There is a great deal about what happened at Ferguson’s over the past five years that is still unclear, but what we do know is the following. The two new hybrid ferries have not been completed, and are now running respectively one and two years late. Islanders on Arran, desperate for their new ferry, have been left in the lurch. We have no completion date for the vessels. The total cost of the new ferry contracts has already doubled, and the final cost may end up much higher. Derek MacKay admitted on Monday that he has no idea what the final bill will be. And the Scottish taxpayer is now having to foot the bill for the entire fiasco.
At the core of this problem is a dispute between Ferguson’s and CMAL, over the nature of the contracts to build the new ferries. Jim McColl and Ferguson’s blame the cost overruns on design changes by the client, CMAL. CMAL and the Scottish Government state that this was a fixed price contract, and any additional costs have to be borne by Ferguson’s.
It seems extraordinary that this dispute was not resolved before costs spiralled to the extent that they have done. To the frustration of McColl, Scottish Ministers refused to intervene and require CMAL management to sit down with Ferguson’s to try and find a resolution. Months ticked by, costs rose and rose, but Derek Mackay and his colleagues sat on their hands and did nothing to intervene. What they did do is loan Ferguson’s some £45Mm to help the yard with cash flow, taxpayers’ money which is now effectively having to be written off.
Eventually, last week, Derek Mackay stepped in, announcing that the yard was to be nationalised. Ultimately, this is not in the Scottish Government’s gift: an administrator has been appointed, who now has to go through a formal sale process. But it seems likely that the yard will now come into public ownership, which will secure jobs in the short term.
In the longer run, nationalisation may turn out to be not in the shipyard’s interests. Ferguson’s were involved in two of three consortia bidding for the new type 31E destroyers for the Royal Navy. They were also interested in bidding for five patrol vessels for the Bangladeshi Government. Insiders believe that nationalisation will make it difficult, if not impossible, for Ferguson’s to pursue their interest in these contracts.
Nor does the Scottish Government’s track record on nationalisation give anyone cause for comfort. Prestwick Airport has already cost the taxpayer £40m, with no sign of a buyer on the horizon. And we found out only last week that the Scottish Government’s £19m loan to BiFab is now worth just £6m.
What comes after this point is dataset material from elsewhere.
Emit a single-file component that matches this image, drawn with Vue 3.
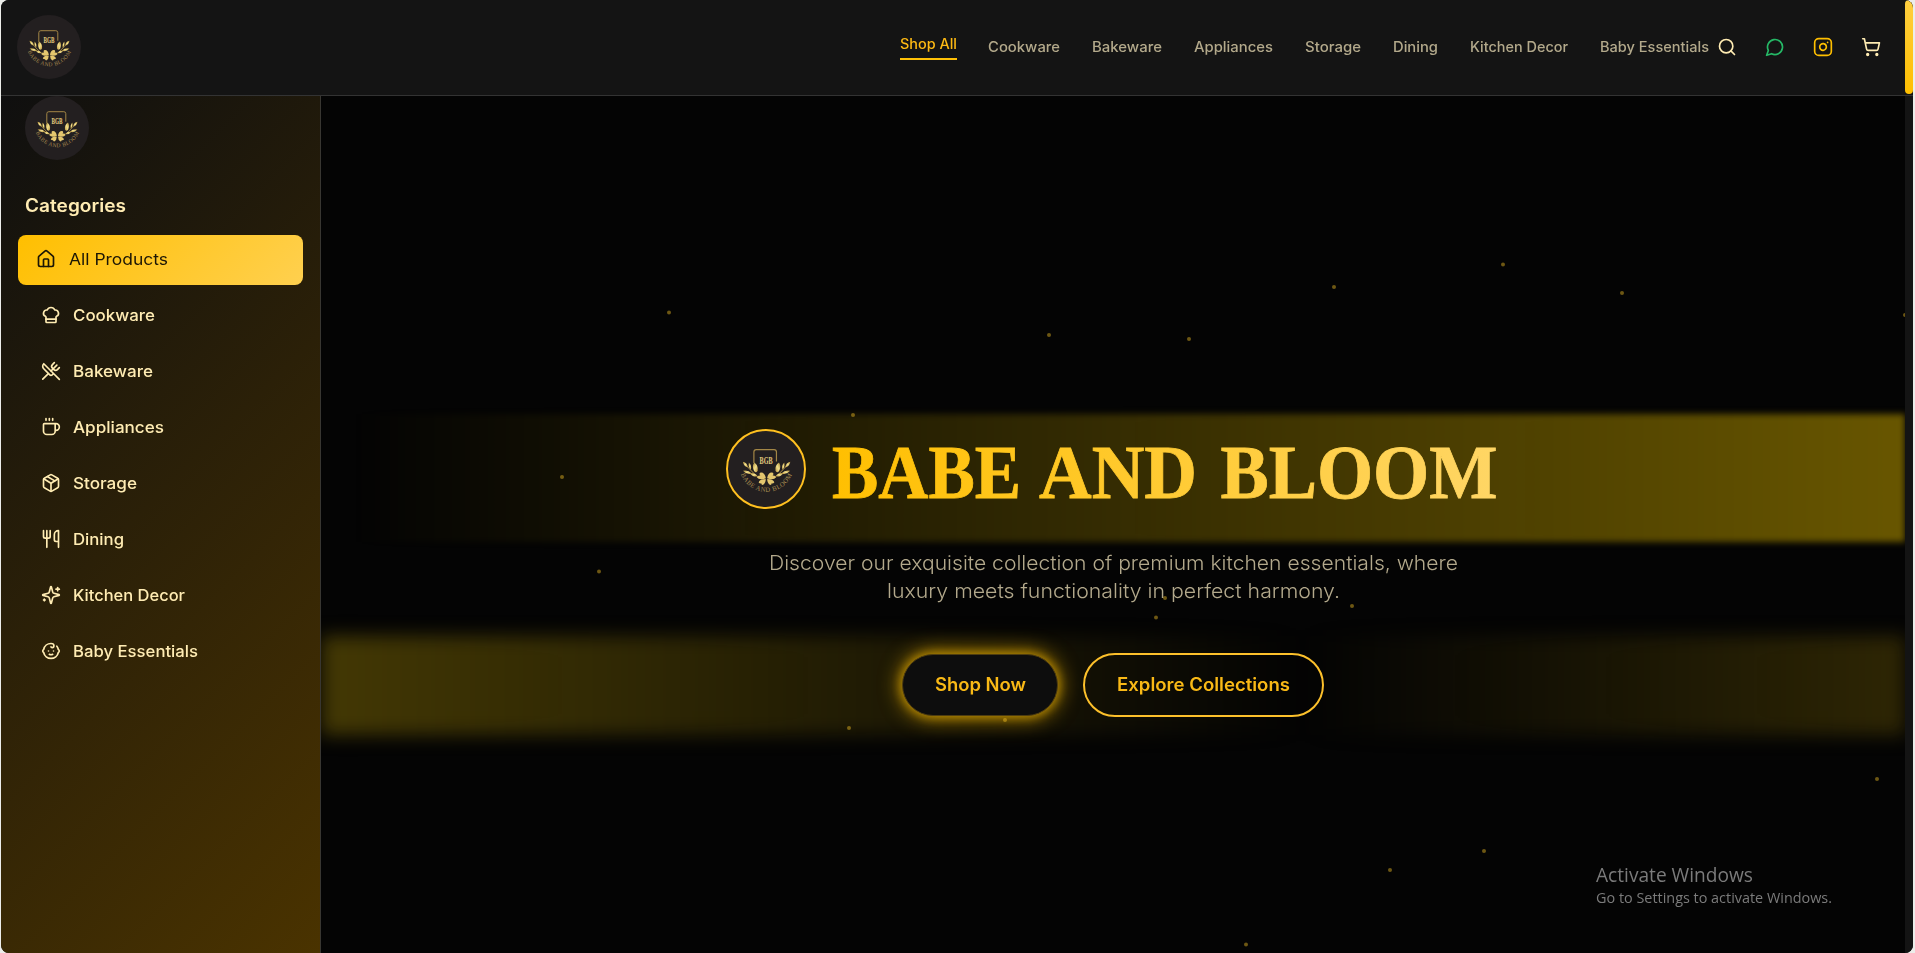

There was a viable alternative to nationalisation: a plan put forward by the Ferguson management whereby the Scottish Government would take over the existing ferry contracts, but the rest of the yard would remain in private ownership, able to bid for MoD and other contracts in future. Derek Mackay rejected this proposal, claiming that the Scottish Government’s legal advice meant that it breached EU State Aid rules. Ferguson’s legal advice was to the contrary, and they produced a Senior Counsel’s opinion that backed them up. But, again, Mackay refused to engage.
So Ferguson’s will now go into public ownership, and new management will be appointed. It may well be that Derek Mackay and his team will prove more adept in owning the shipyard than the most successful Scottish businessman of his generation; that the ferries will be completed without additional cost to the taxpayer; and that under public ownership it will prove a greater success than either Prestwick Airport or BiFab. It may also be that a Gloucestershire Old Spot will sprout feathers and be seen gliding gently in the skies over the Clyde.
This all calls out for a full, and detailed, Parliamentary inquiry, so we can find out exactly what has gone wrong, and ensure that those responsible are held properly accountable for the vast sums in public money that have disappeared.
One person keen to see that inquiry take place is Jim McColl himself. As someone who has been a strong supporter of the SNP Government in the past, who has made an enormous contribution to the Scottish economy in recent years, he deserved to be treated much better than this. If this is the way the SNP treat their friends in the business community, one wonders how they will ever expect figures from industry to work closely with them again.
This whole sorry episode characterises a Government that is inept, incompetent and profligate with public cash; only interested in the next photo opportunity. And yet these are the people who expect us to trust them to lead Scotland down the route of becoming an independent nation.
Nothing in this whole sorry saga suggests that we should put any trust in them whatsoever.